If the conservation of rights which are sub judice comes within the jurisdiction of the Court, as I have no doubt it does, an order restraining damage to those rights through conflict must also lie within that province. If international law is to grow and serve the cause of peace as it is meant to do, the Court cannot avoid the responsibility in an appropriate case.
I would indicate provisional measures proprio motu against both parties preventing such aggravation or extension of the dispute as might result in the use of force by either or both parties. Such measures do not conflict with any decision the Security Council has made under Chapter V11, nor with any obligation arising under Article 25, nor with the principle underlying Article 103. The way towards a peaceful resolution of the dispute may thus be preserved before the parties find themselves on paths from which there may be no return. This action is based on Article 41 of the Statute of the Court and Articles 73, 74 and 75 of the Rules of Court”.

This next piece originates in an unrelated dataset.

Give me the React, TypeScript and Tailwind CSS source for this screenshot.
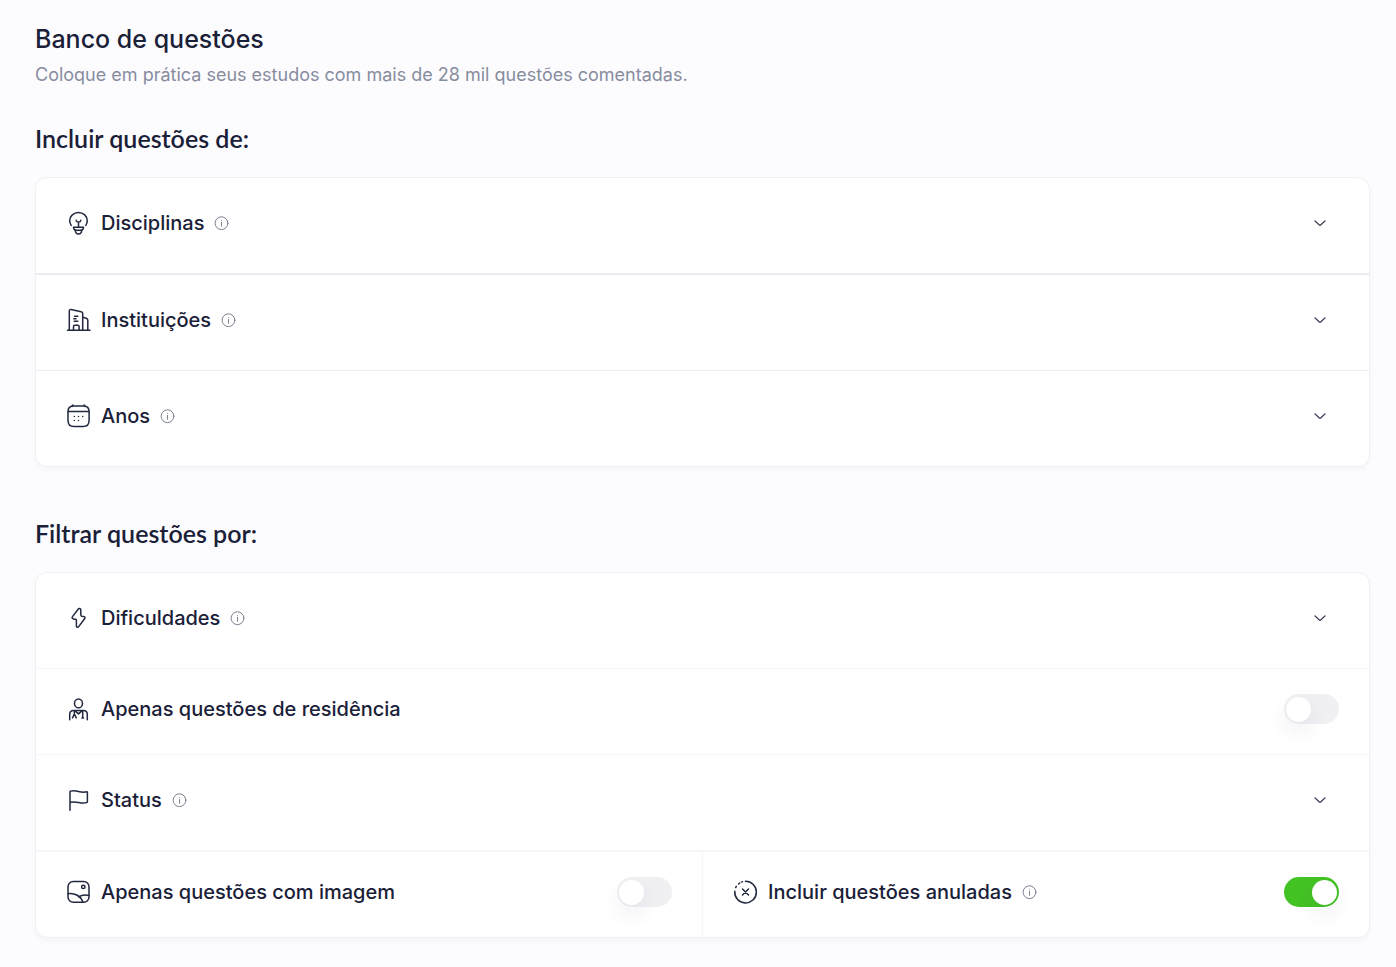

The imposition of sanctions against an aggressor, coupled with military aid to the State attacked has not historically worked. They have only made one party more determined in its actions. An example is Cuba which carried on relentlessly amidst decades of sanctions imposed against it. Short of nuclear devastation, capitulation is rarely achieved in the modern age. On the other hand, diplomatic negotiation based on judicial interpretation and intervention might well work in modern warfare. For this, the entire world should coalesce.
We should give this approach a serious try.